#### WRITTEN REQUEST:
Only a number is required: how many lines of the material contain the word "components"?

Start of GIVEN DATA

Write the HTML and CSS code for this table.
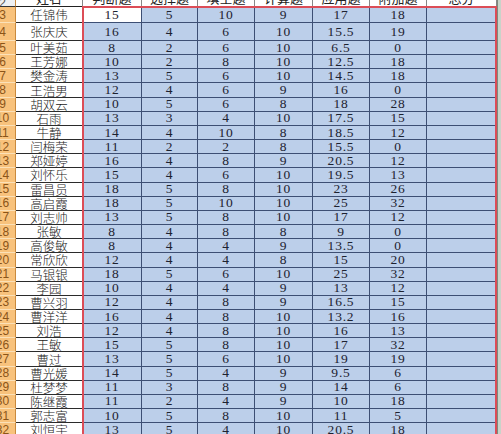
FILE: index.html
```html
<!DOCTYPE html>
<html lang="zh">
<head>
<meta charset="utf-8">
<link rel="stylesheet" href="styles.css">
</head>
<body>
<div class="viewport">
<div class="stack">
<div class="sheet">
  <div class="rh rh-top">2</div><div class="hd nm-hd"><span>姓名</span></div><div class="hd"><span>判断题</span></div><div class="hd"><span>选择题</span></div><div class="hd"><span>填空题</span></div><div class="hd"><span>计算题</span></div><div class="hd"><span>应用题</span></div><div class="hd"><span>附加题</span></div><div class="hd"><span>总分</span></div><div class="ed"></div>

  <div class="rh">3</div><div class="nm">任锦伟</div><div class="v act">15</div><div class="v">5</div><div class="v">10</div><div class="v">9</div><div class="v">17</div><div class="v">18</div><div class="v"></div><div class="ed"></div>
  <div class="rh">4</div><div class="nm">张庆庆</div><div class="v">16</div><div class="v">4</div><div class="v">6</div><div class="v">10</div><div class="v">15.5</div><div class="v">19</div><div class="v"></div><div class="ed"></div>
  <div class="rh">5</div><div class="nm">叶美茹</div><div class="v">8</div><div class="v">2</div><div class="v">6</div><div class="v">10</div><div class="v">6.5</div><div class="v">0</div><div class="v"></div><div class="ed"></div>
  <div class="rh">6</div><div class="nm">王芳娜</div><div class="v">10</div><div class="v">2</div><div class="v">8</div><div class="v">10</div><div class="v">12.5</div><div class="v">18</div><div class="v"></div><div class="ed"></div>
  <div class="rh">7</div><div class="nm">樊金涛</div><div class="v">13</div><div class="v">5</div><div class="v">6</div><div class="v">10</div><div class="v">14.5</div><div class="v">18</div><div class="v"></div><div class="ed"></div>
  <div class="rh">8</div><div class="nm">王浩男</div><div class="v">12</div><div class="v">4</div><div class="v">6</div><div class="v">9</div><div class="v">16</div><div class="v">0</div><div class="v"></div><div class="ed"></div>
  <div class="rh">9</div><div class="nm">胡双云</div><div class="v">10</div><div class="v">5</div><div class="v">6</div><div class="v">8</div><div class="v">18</div><div class="v">28</div><div class="v"></div><div class="ed"></div>
  <div class="rh">10</div><div class="nm">石雨</div><div class="v">13</div><div class="v">3</div><div class="v">4</div><div class="v">10</div><div class="v">17.5</div><div class="v">15</div><div class="v"></div><div class="ed"></div>
  <div class="rh">11</div><div class="nm">牛静</div><div class="v">14</div><div class="v">4</div><div class="v">10</div><div class="v">8</div><div class="v">18.5</div><div class="v">12</div><div class="v"></div><div class="ed"></div>
  <div class="rh">12</div><div class="nm">闫梅荣</div><div class="v">11</div><div class="v">2</div><div class="v">2</div><div class="v">8</div><div class="v">15.5</div><div class="v">0</div><div class="v"></div><div class="ed"></div>
  <div class="rh">13</div><div class="nm">郑娅婷</div><div class="v">16</div><div class="v">4</div><div class="v">8</div><div class="v">9</div><div class="v">20.5</div><div class="v">12</div><div class="v"></div><div class="ed"></div>
  <div class="rh">14</div><div class="nm">刘怀乐</div><div class="v">15</div><div class="v">4</div><div class="v">6</div><div class="v">10</div><div class="v">19.5</div><div class="v">13</div><div class="v"></div><div class="ed"></div>
  <div class="rh">15</div><div class="nm">雷昌员</div><div class="v">18</div><div class="v">5</div><div class="v">8</div><div class="v">10</div><div class="v">23</div><div class="v">26</div><div class="v"></div><div class="ed"></div>
  <div class="rh">16</div><div class="nm">高启霞</div><div class="v">18</div><div class="v">5</div><div class="v">10</div><div class="v">10</div><div class="v">25</div><div class="v">32</div><div class="v"></div><div class="ed"></div>
  <div class="rh">17</div><div class="nm">刘志帅</div><div class="v">13</div><div class="v">5</div><div class="v">8</div><div class="v">10</div><div class="v">17</div><div class="v">12</div><div class="v"></div><div class="ed"></div>
  <div class="rh">18</div><div class="nm">张敏</div><div class="v">8</div><div class="v">4</div><div class="v">8</div><div class="v">8</div><div class="v">9</div><div class="v">0</div><div class="v"></div><div class="ed"></div>
  <div class="rh">19</div><div class="nm">高俊敏</div><div class="v">8</div><div class="v">4</div><div class="v">4</div><div class="v">9</div><div class="v">13.5</div><div class="v">0</div><div class="v"></div><div class="ed"></div>
  <div class="rh">20</div><div class="nm">常欣欣</div><div class="v">12</div><div class="v">4</div><div class="v">4</div><div class="v">8</div><div class="v">15</div><div class="v">20</div><div class="v"></div><div class="ed"></div>
  <div class="rh">21</div><div class="nm">马银银</div><div class="v">18</div><div class="v">5</div><div class="v">6</div><div class="v">10</div><div class="v">25</div><div class="v">32</div><div class="v"></div><div class="ed"></div>
  <div class="rh">22</div><div class="nm">李园</div><div class="v">10</div><div class="v">4</div><div class="v">4</div><div class="v">9</div><div class="v">13</div><div class="v">12</div><div class="v"></div><div class="ed"></div>
  <div class="rh">23</div><div class="nm">曹兴羽</div><div class="v">12</div><div class="v">4</div><div class="v">8</div><div class="v">9</div><div class="v">16.5</div><div class="v">15</div><div class="v"></div><div class="ed"></div>
  <div class="rh">24</div><div class="nm">曹洋洋</div><div class="v">16</div><div class="v">4</div><div class="v">8</div><div class="v">10</div><div class="v">13.2</div><div class="v">16</div><div class="v"></div><div class="ed"></div>
  <div class="rh">25</div><div class="nm">刘浩</div><div class="v">12</div><div class="v">4</div><div class="v">8</div><div class="v">10</div><div class="v">16</div><div class="v">13</div><div class="v"></div><div class="ed"></div>
  <div class="rh">26</div><div class="nm">王敏</div><div class="v">15</div><div class="v">5</div><div class="v">8</div><div class="v">10</div><div class="v">17</div><div class="v">32</div><div class="v"></div><div class="ed"></div>
  <div class="rh">27</div><div class="nm">曹过</div><div class="v">13</div><div class="v">5</div><div class="v">6</div><div class="v">10</div><div class="v">19</div><div class="v">19</div><div class="v"></div><div class="ed"></div>
  <div class="rh">28</div><div class="nm">曹光媛</div><div class="v">14</div><div class="v">5</div><div class="v">4</div><div class="v">9</div><div class="v">9.5</div><div class="v">6</div><div class="v"></div><div class="ed"></div>
  <div class="rh">29</div><div class="nm">杜梦梦</div><div class="v">11</div><div class="v">3</div><div class="v">8</div><div class="v">9</div><div class="v">14</div><div class="v">6</div><div class="v"></div><div class="ed"></div>
  <div class="rh">30</div><div class="nm">陈继霞</div><div class="v">11</div><div class="v">2</div><div class="v">4</div><div class="v">9</div><div class="v">10</div><div class="v">18</div><div class="v"></div><div class="ed"></div>
  <div class="rh">31</div><div class="nm">郭志富</div><div class="v">10</div><div class="v">5</div><div class="v">8</div><div class="v">10</div><div class="v">11</div><div class="v">5</div><div class="v"></div><div class="ed"></div>
  <div class="rh">32</div><div class="nm">刘恒宇</div><div class="v">13</div><div class="v">5</div><div class="v">4</div><div class="v">10</div><div class="v">20.5</div><div class="v">18</div><div class="v"></div><div class="ed"></div>
</div>
<div class="overlay">
  <div class="selection"></div>
</div>
</div>
</div>
</body>
</html>
```

FILE: styles.css
```css
html, body {
  margin: 0;
  padding: 0;
  background: #ffffff;
}

.viewport {
  width: 501px;
  height: 434px;
  overflow: hidden;
}

.stack {
  display: grid;
  margin-left: -10px;
  width: 511px;
}

.sheet,
.overlay {
  grid-area: 1 / 1;
  display: grid;
  grid-template-columns: 26px 67px 59px 56px 57px 58px 57px 57px 70px 4px;
  grid-template-rows: 7px 16px 18px repeat(28, 14.16px);
}

.overlay {
  z-index: 2;
  pointer-events: none;
}

.sheet > div {
  box-sizing: border-box;
  display: flex;
  align-items: center;
  justify-content: center;
  overflow: hidden;
  white-space: nowrap;
}

.rh {
  background: #f8c27c;
  color: #8a5418;
  font-family: "Liberation Sans", Arial, sans-serif;
  font-size: 12px;
  border-bottom: 1px solid #fbe1b8;
  border-right: 1px solid #c98a3e;
}

.rh-top {
  background: #eef0f3;
  color: #555;
  border-bottom: 1px solid #333 !important;
}

.hd {
  background: #ffffff;
  border-right: 1px solid #888;
  border-bottom: 1px solid #222;
  font-family: "Noto Sans CJK SC", sans-serif;
  font-size: 13px;
  color: #222;
  align-items: flex-end !important;
}

.hd span {
  display: block;
  line-height: 13px;
  margin-bottom: 2px;
}

.nm {
  background: #ffffff;
  color: #1a1a1a;
  font-family: "Noto Sans CJK SC", sans-serif;
  font-weight: 300;
  font-size: 12.5px;
  border-bottom: 1px solid #2b2b2b;
  border-right: 1px solid #2b2b2b;
}

.v {
  background: #bccfea;
  color: #1d2230;
  font-family: "Liberation Serif", "Times New Roman", serif;
  font-size: 13.5px;
  letter-spacing: 0.8px;
  border-bottom: 1px solid #3d4f74;
  border-right: 1px solid #3d4f74;
}

.v.act {
  background: #ffffff;
}

.ed {
  background: #c9d3c9;
  border-left: 1px solid #7d8a7d;
}

.selection {
  grid-column: 3 / 10;
  grid-row: 2 / -1;
  box-sizing: border-box;
  border: 2px solid #dc4d57;
  margin: -1px 0 0 -1px;
}
```
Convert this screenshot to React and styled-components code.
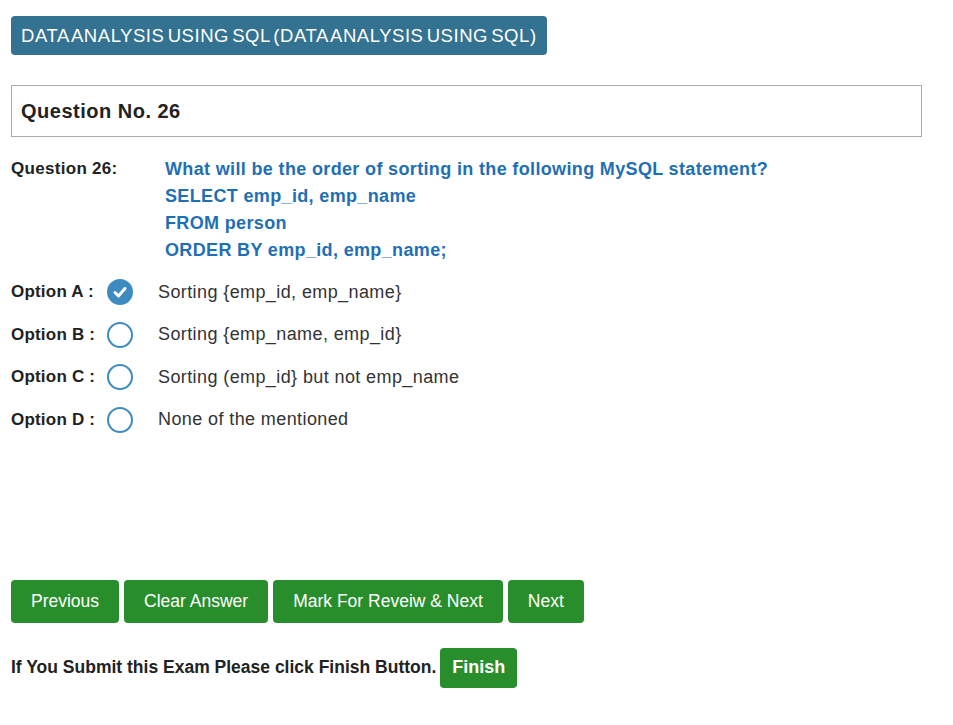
import React from "react";
import styled, { createGlobalStyle } from "styled-components";

const Global = createGlobalStyle`
  body {
    margin: 0;
    background: #fff;
    font-family: "Liberation Sans", Arial, sans-serif;
    color: #333;
  }
`;

const Page = styled.div`
  width: 911px;
  padding: 16px 0 0 11px;
`;

const Subject = styled.div`
  display: inline-block;
  background: #337290;
  color: #fff;
  font-size: 18.5px;
  letter-spacing: 0.55px;
  word-spacing: -2.5px;
  line-height: 39px;
  height: 39px;
  padding: 0 10px;
  border-radius: 4px;
`;

const QBox = styled.div`
  margin-top: 30px;
  border: 1px solid #aaa;
  height: 50px;
  display: flex;
  align-items: center;
  padding-left: 9px;
  font-size: 20px;
  letter-spacing: 0.5px;
  font-weight: bold;
  color: #222;
`;

const QRow = styled.div`
  display: flex;
  margin-top: 19px;
`;

const QLabel = styled.div`
  width: 154px;
  font-size: 17px;
  letter-spacing: 0.3px;
  font-weight: bold;
  color: #222;
  line-height: 27px;
  margin-top: -1px;
`;

const QText = styled.div`
  color: #1f6fb5;
  font-size: 18px;
  letter-spacing: 0.35px;
  font-weight: bold;
  line-height: 27px;
`;

const Options = styled.div`
  margin-top: 15px;
  display: flex;
  flex-direction: column;
  gap: 16.5px;
`;

const OptRow = styled.div`
  display: flex;
  align-items: center;
  height: 26px;
`;

const OptLabel = styled.div`
  width: 96px;
  font-size: 17px;
  letter-spacing: 0.2px;
  font-weight: bold;
  color: #222;
`;

const Radio = styled.div`
  width: 26px;
  height: 26px;
  box-sizing: border-box;
  border-radius: 50%;
  border: 2px solid #3d8bbf;
  background: ${(p) => (p.checked ? "#3d8bbf" : "#fff")};
  display: flex;
  align-items: center;
  justify-content: center;
  margin-right: 25px;
`;

const OptText = styled.div`
  font-size: 18px;
  letter-spacing: 0.4px;
  color: #333;
`;

const Buttons = styled.div`
  display: flex;
  gap: 5px;
  margin-top: 147px;
`;

const Btn = styled.button`
  background: #288e2c;
  color: #fff;
  border: none;
  border-radius: 4px;
  height: ${(p) => (p.small ? "40px" : "43px")};
  padding: 0 ${(p) => p.pad || 20}px;
  font-family: "Liberation Sans", Arial, sans-serif;
  font-size: ${(p) => (p.small ? "18px" : "17.5px")};
  font-weight: ${(p) => (p.small ? "bold" : "normal")};
`;

const FinishRow = styled.div`
  display: flex;
  align-items: center;
  gap: 4px;
  margin-top: 25px;
  font-size: 17.5px;
  font-weight: bold;
  color: #222;
`;

const Check = () => (
  <svg width="16" height="16" viewBox="0 0 16 16">
    <path d="M3 8.5 L6.5 12 L13 4.5" fill="none" stroke="#fff" strokeWidth="3" strokeLinecap="round" strokeLinejoin="round" />
  </svg>
);

const options = [
  ["A", "Sorting {emp_id, emp_name}", true],
  ["B", "Sorting {emp_name, emp_id}", false],
  ["C", "Sorting (emp_id} but not emp_name", false],
  ["D", "None of the mentioned", false],
];

export default function App() {
  return (
    <>
      <Global />
      <Page>
        <Subject>DATA ANALYSIS USING SQL (DATA ANALYSIS USING SQL)</Subject>
        <QBox>Question No. 26</QBox>
        <QRow>
          <QLabel>Question 26:</QLabel>
          <QText>
            What will be the order of sorting in the following MySQL statement?
            <br />
            SELECT emp_id, emp_name
            <br />
            FROM person
            <br />
            ORDER BY emp_id, emp_name;
          </QText>
        </QRow>
        <Options>
          {options.map(([k, t, c]) => (
            <OptRow key={k}>
              <OptLabel>Option {k} :</OptLabel>
              <Radio checked={c}>{c && <Check />}</Radio>
              <OptText>{t}</OptText>
            </OptRow>
          ))}
        </Options>
        <Buttons>
          <Btn>Previous</Btn>
          <Btn>Clear Answer</Btn>
          <Btn>Mark For Reveiw &amp; Next</Btn>
          <Btn>Next</Btn>
        </Buttons>
        <FinishRow>
          If You Submit this Exam Please click Finish Button.
          <Btn small pad={12}>Finish</Btn>
        </FinishRow>
      </Page>
    </>
  );
}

End of GIVEN DATA

#### SOLUTION FOR THIS TASK:
2